Por ser ello así, puede el hombre (aparte de aquel testimonio con que el Espíritu intercede por los Santos con gemidos inenarrables), decir siempre y de nuevo a su Dios, desde la esencial oscuridad de su situación: soy un pecador, ten piedad de mí. En misterio t/ en esperanza me entrego confiado a tu misericordia.

Dejaría de ser un hombre de esta tierra si en la penosa impaciencia por no saber nunca «expresablemente» ni discernir «como lo blanco de lo negro» lo que propiamente hay en él, quisiera todavía volverse a mirar de frente la acción de su vivir, para hacerse juez de su «carrera», si va a su fin, derecho y veloz.

En sus manos está sólo el correr, y de puro correr, saliendo de sí para ir a Dios, olvidar, no caer en la cuenta de que corre. Y porque sólo el que corre es justificado ante Dios y todos nosotros estamos en vía y en medio de la carrera y hemos, por tanto, de olvidar lo que queda ya detrás (aunque estuviera ya alcanzado lo decisivo); por todo ello, la propia oración que sobre nosotros tenemos siempre que decir a Dios, no será un: «estoy en tu gracia», sino un renovado: «compadécete de mí, que soy hombre pecador».

Humiliter et veraciter podemos todos decir esto, porque toda justicia es pura gracia suya, y porque no sabemos nunca con absoluta certeza si la tenemos, y sí sabemos en cambio que de nosotros nunca la tenemos.

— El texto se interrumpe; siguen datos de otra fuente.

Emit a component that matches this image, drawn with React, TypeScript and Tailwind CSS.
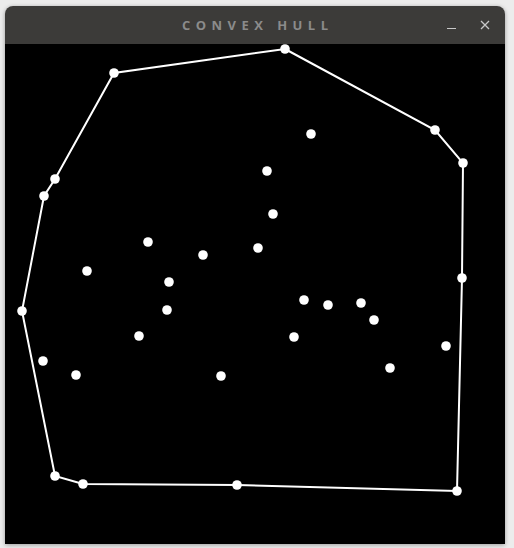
import React from "react";

const OX = 5;
const OY = 44;

const hull: [number, number][] = [
  [285, 49],
  [435, 130],
  [463, 163],
  [462, 278],
  [457, 491],
  [237, 485],
  [83, 484],
  [55, 476],
  [22, 311],
  [44, 196],
  [55, 179],
  [114, 73],
];

const inner: [number, number][] = [
  [311, 134],
  [267, 171],
  [273, 214],
  [148, 242],
  [203, 255],
  [258, 248],
  [87, 271],
  [169, 282],
  [167, 310],
  [304, 300],
  [328, 305],
  [361, 303],
  [374, 320],
  [294, 337],
  [139, 336],
  [43, 361],
  [76, 375],
  [221, 376],
  [390, 368],
  [446, 346],
];

export default function App() {
  const pts = hull.map(([x, y]) => `${x - OX},${y - OY}`).join(" ");
  return (
    <div className="w-[514px] h-[548px] bg-[#ececec] pt-[6px] pl-[5px]">
      <div className="w-[500px] rounded-t-[8px] overflow-hidden shadow-[0_1px_4px_rgba(0,0,0,0.35)]">
        <div className="relative h-[38px] bg-[#3c3b39] flex items-center justify-center">
          <span
            className="text-[13px] font-bold text-[#8b8b8b] tracking-[0.42em] pl-[0.42em] pt-[2px]"
            style={{ fontFamily: '"Open Sans", "Noto Sans", sans-serif' }}
          >
            CONVEX HULL
          </span>
          <div className="absolute right-[15px] top-0 h-full flex items-center gap-[24px]">
            <div className="w-[9px] h-[1px] bg-[#c8c8c8] mt-[6px]" />
            <svg width="10" height="10" viewBox="0 0 10 10">
              <path d="M1 1L9 9M9 1L1 9" stroke="#c8c8c8" strokeWidth="1.3" />
            </svg>
          </div>
        </div>
        <div className="h-[500px] bg-black">
          <svg width="500" height="500" viewBox="0 0 500 500" className="block">
            <polygon points={pts} fill="none" stroke="white" strokeWidth="2" />
            {hull.concat(inner).map(([x, y], i) => (
              <circle key={i} cx={x - OX} cy={y - OY} r="4.8" fill="white" />
            ))}
          </svg>
        </div>
      </div>
    </div>
  );
}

Verdad es que el hombre limitado no puede decirlo todo en una sola oración. Por ello es también verdad que la oración de la culpa no es la única oración, ni la quinta petición es todo el Padre nuestro.

La oración de la culpa, la oración del júbilo en el amor de Dios; la de la agradecida alabanza de su gracia; la dichosa palabra de la inconmovible esperanza; la sencilla petición del pan cotidiano; la desinteresada petición por los otros; la enaltecedora loa de su gran gloria; todo junto completa la oración del cristiano.

Para el acorde de este coro no hay ninguna fórmula.

Como el Espíritu nos inspira, así oremos.